République Française
Au nom du Peuple Français
COUR D'APPEL DE DOUAI
CHAMBRE 2 SECTION 2
ARRÊT DU 18/12/2012
***
N° de MINUTE :
N° RG : 11/07388
Jugement (N° 2009/889)
rendu le 11 Octobre 2011
par le Tribunal de Commerce de VALENCIENNES
REF : SB/CL
APPELANTE
SAS SOGEM agissant en la personne de son représentant statutaire domicilié en cette qualité audit siège
ayant son siège social [Adresse 1]
[Localité 2]
Représentée par la SCP FRANCOIS DELEFORGE-BERNARD FRANCHI (avocats au barreau de DOUAI) anciennement avoués
Assistée de Me Jean-François CORMONT (avocat au barreau de LILLE)
INTIMÉE
SAS MENISSEZ FRAIS prise en la personne de ses représentants légaux, domiciliés en cette qualité audit siège
ayant son siège social [Adresse 7]
[Localité 5]
Représentée par la SELARL Eric LAFORCE (avocat au barreau de DOUAI) anciennement avoué
Assistée de Me Mathieu MASSE substituant Me Aymeric DRUESNE (avocat au barreau de LILLE)
DÉBATS à l'audience publique du 06 Novembre 2012 tenue par Stéphanie BARBOT magistrat chargé d'instruire le dossier qui, après rapport oral de l'affaire, a entendu seule les plaidoiries, les conseils des parties ne s'y étant pas opposés et qui en a rendu compte à la Cour dans son délibéré (article 786 du Code de Procédure Civile).
Les parties ont été avisées à l'issue des débats que l'arrêt serait prononcé par sa mise à disposition au greffe
GREFFIER LORS DES DÉBATS : Marguerite-Marie HAINAUT
COMPOSITION DE LA COUR LORS DU DÉLIBÉRÉ
Patrick BIROLLEAU, Président de chambre
Sophie VALAY-BRIERE, Conseiller
Stéphanie BARBOT, Conseiller
ARRÊT CONTRADICTOIRE prononcé publiquement par mise à disposition au greffe le 18 Décembre 2012 (date indiquée à l'issue des débats) et signé par Patrick BIROLLEAU, Président et Marguerite-Marie HAINAUT, greffier, auquel la minute a été remise par le magistrat signataire.
ORDONNANCE DE CLÔTURE DU : 12 septembre 2012
***
Le 4 mai 2007, la SAS MENISSEZ FRAIS, qui exerce une activité de fabrication industrielle de pains et pâtisseries à [Localité 5] (59), a commandé à la SAS SOGEM la fourniture et le montage d'un ensemble de tuyauteries et de chaufferie vapeur dans le cadre de la construction d'une nouvelle ligne de production, moyennant un coût total de 290 000 euros HT suivant offre initiale acceptée.

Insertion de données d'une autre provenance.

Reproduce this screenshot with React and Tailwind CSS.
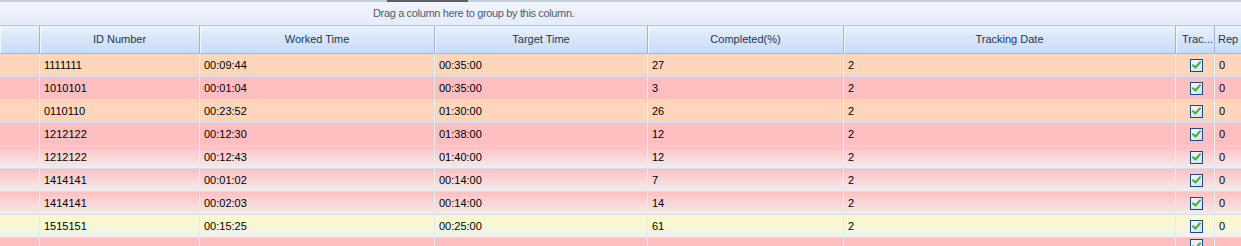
const rows = [
  { id: '1111111', worked: '00:09:44', target: '00:35:00', pct: '27', bg: 'bg-[#fdd6bc]' },
  { id: '1010101', worked: '00:01:04', target: '00:35:00', pct: '3', bg: 'bg-[#ffbfc0]' },
  { id: '0110110', worked: '00:23:52', target: '01:30:00', pct: '26', bg: 'bg-[#fdd6bc]' },
  { id: '1212122', worked: '00:12:30', target: '01:38:00', pct: '12', bg: 'bg-[#ffbfc0]' },
  { id: '1212122', worked: '00:12:43', target: '01:40:00', pct: '12', bg: 'bg-gradient-to-b from-[#ffc0c1] to-[#f1ecec]' },
  { id: '1414141', worked: '00:01:02', target: '00:14:00', pct: '7', bg: 'bg-gradient-to-b from-[#ffc0c1] to-[#f1ecec]' },
  { id: '1414141', worked: '00:02:03', target: '00:14:00', pct: '14', bg: 'bg-gradient-to-b from-[#ffc0c1] to-[#f1ecec]' },
  { id: '1515151', worked: '00:15:25', target: '00:25:00', pct: '61', bg: 'bg-gradient-to-b from-[#fdfac6] to-[#f2f3e9]' },
  { id: '', worked: '', target: '', pct: '', bg: 'bg-[#ffbfc0]', partial: true },
];

const cols = 'grid grid-cols-[40px_160px_235px_213px_196px_332px_39px_1fr]';

function Check() {
  return (
    <div className="w-[13px] h-[13px] border border-[#1c4a85] bg-gradient-to-br from-[#f4f7fb] to-[#d9e2ee] flex items-center justify-center">
      <svg width="9" height="8" viewBox="0 0 9 8">
        <path d="M1 4.2 L3.4 6.5 L8 1.3" fill="none" stroke="#3fae3a" strokeWidth="2" strokeLinecap="round" strokeLinejoin="round" />
      </svg>
    </div>
  );
}

function Cell({ children, className = '' }) {
  return (
    <div className={`border-r border-[#e3ebf6] pl-1 flex items-center overflow-hidden whitespace-nowrap ${className}`}>
      {children}
    </div>
  );
}

export default function App() {
  const headers = ['', 'ID Number', 'Worked Time', 'Target Time', 'Completed(%)', 'Tracking Date'];
  return (
    <div className="w-[1241px] h-[246px] overflow-hidden bg-white text-[11px] text-black" style={{ fontFamily: '"Liberation Sans", Arial, sans-serif' }}>
      {/* barre du haut */}
      <div className="h-[2px] bg-[#c6ced9] relative">
        <div className="absolute left-[387px] top-0 w-[81px] h-[2px] bg-[#5b5e63]" />
      </div>

      {/* zone de regroupement */}
      <div className="h-[24px] bg-gradient-to-b from-[#f1f5fc] to-[#e5ecf8] border-b border-[#b7c8e1] flex items-center pl-[373px]">
        <span className="text-[#4d5c70] tracking-[-0.35px] whitespace-nowrap">Drag a column here to group by this column.</span>
      </div>

      {/* entête */}
      <div className={`${cols} h-[28px] bg-gradient-to-b from-[#e9f1fd] to-[#c8dbf4] border-b border-[#a9bdd9] text-[#1b3559]`}>
        {headers.map((h, i) => (
          <div key={i} className="border-r border-[#9fb4d2] shadow-[inset_1px_0_0_#f4f8ff] flex items-center justify-center">
            {h}
          </div>
        ))}
        <div className="border-r border-[#9fb4d2] shadow-[inset_1px_0_0_#f4f8ff] flex items-center pl-[6px] overflow-hidden">Trac...</div>
        <div className="flex items-center pl-[3px] overflow-hidden whitespace-nowrap">Rep</div>
      </div>

      {/* lignes */}
      {rows.map((r, i) => (
        <div key={i} className={`${cols} h-[23px] border-b border-[#d0ddf0] ${r.bg}`}>
          <Cell />
          <Cell>{r.id}</Cell>
          <Cell>{r.worked}</Cell>
          <Cell>{r.target}</Cell>
          <Cell>{r.pct}</Cell>
          <Cell>{r.partial ? '' : '2'}</Cell>
          <div className={`border-r border-[#e3ebf6] flex justify-center pl-[2px] ${r.partial ? 'items-start pt-[1px]' : 'items-center'}`}>
            <Check />
          </div>
          <div className="pl-1 flex items-center">{r.partial ? '' : '0'}</div>
        </div>
      ))}
    </div>
  );
}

Estimant que demeuraient impayés des travaux supplémentaires, la SAS SOGEM a fait assigner la SAS MENISSEZ FRAIS en justice.
Aux termes d'un jugement prononcé le 11 octobre 2011, le tribunal de commerce de VALENCIENNES a :
Donné acte à la SAS MENISSEZ FRAIS de ce qu'elle a spontanément réglé la somme de 36 064,39 euros TCC,
Dit ce paiement satisfactoire,
Constaté, pour le surplus, qu'il n'existe aucun accord de la SAS MENISSEZ FRAIS,
En conséquence, dit la SAS SOGEM mal fondée en sa demande et l'en a déboutée,
Condamné la SAS SOGEM à payer à la SAS MENISSEZ FRAIS la somme de 1 200 euros au titre de l'article 700 du Code de procédure civile,
condamné aux dépens.
La SAS SOGEM a interjeté appel de ladite décision suivant déclaration reçue au greffe le 31 octobre 2011.
PRETENTIONS DES PARTIES :
Selon ses dernières écritures signifiées le 31 janvier 2012, la SAS SOGEM demande à voir :
réformer la décision entreprise,
débouter la SAS MENISSEZ FRAIS de toutes ses demandes,
condamner la SAS MENISSEZ FRAIS à lui payer :
137 911,36 euros en principal, outre les intérêts au taux de l'article 441-6 du Code de commerce à compter du 3 juillet 2009 et avec capitalisation,
dont à déduire l'acompte de 36 064,39 euros versé postérieurement à l'assignation,
5 000 euros de dommages et intérêts pour résistance abusive,
4 500 euros par application de l'article 700 du Code de procédure civile,
les dépens.
Elle fait valoir que la réalité des travaux supplémentaires réalisés est établie tant en nature que dans leur montant ; qu'ont été envoyés des descriptifs de travaux complémentaires dont la SAS MENISSEZ FRAIS n'a contesté ni la nature, ni le chiffrage, ni la bonne exécution ; que les pièces communiquées permettent donc de distinguer entre travaux principaux et travaux supplémentaires ; qu'un salarié atteste même que lors d'une réunion, la SAS MENISSEZ FRAIS a donné son accord sur un prix de 90 000 euros au titre des travaux supplémentaires, en promettant de régulariser un avenant qui n'est jamais intervenu ; que le calcul unilatéral effectué par la SAS MENISSEZ FRAIS n'est ni détaillé, ni étayé ; que les remises commerciales qu'elle-même avaient initialement consenties n'ont plus lieu d'être et sont caduques, en raison de l'attitude de la SAS MENISSEZ FRAIS.
¿¿¿
¿
Aux termes de ses dernières conclusions signifiées 2 avril 2012, la SAS MENISSEZ FRAIS demande à la cour de :
confirmer dans sa totalité le jugement entrepris,
vu l'article 1134 du Code civil,
constater qu'elle a procédé au règlement spontané de 36 064,39 euros,
pour le surplus, constater qu'il n'existe aucun accord de sa part et en tout état de cause que les postes allégués ont déjà été réglés au titre de la commande initiale ou des commandes ultérieures,
débouter la SAS SOGEM de l'ensemble de ses prétentions,
condamner la SAS SOGEM au paiement d'une somme de 5 000 euros en application de l'article 700 du Code de procédure civile,
condamner la même aux dépens de première instance et d'appel.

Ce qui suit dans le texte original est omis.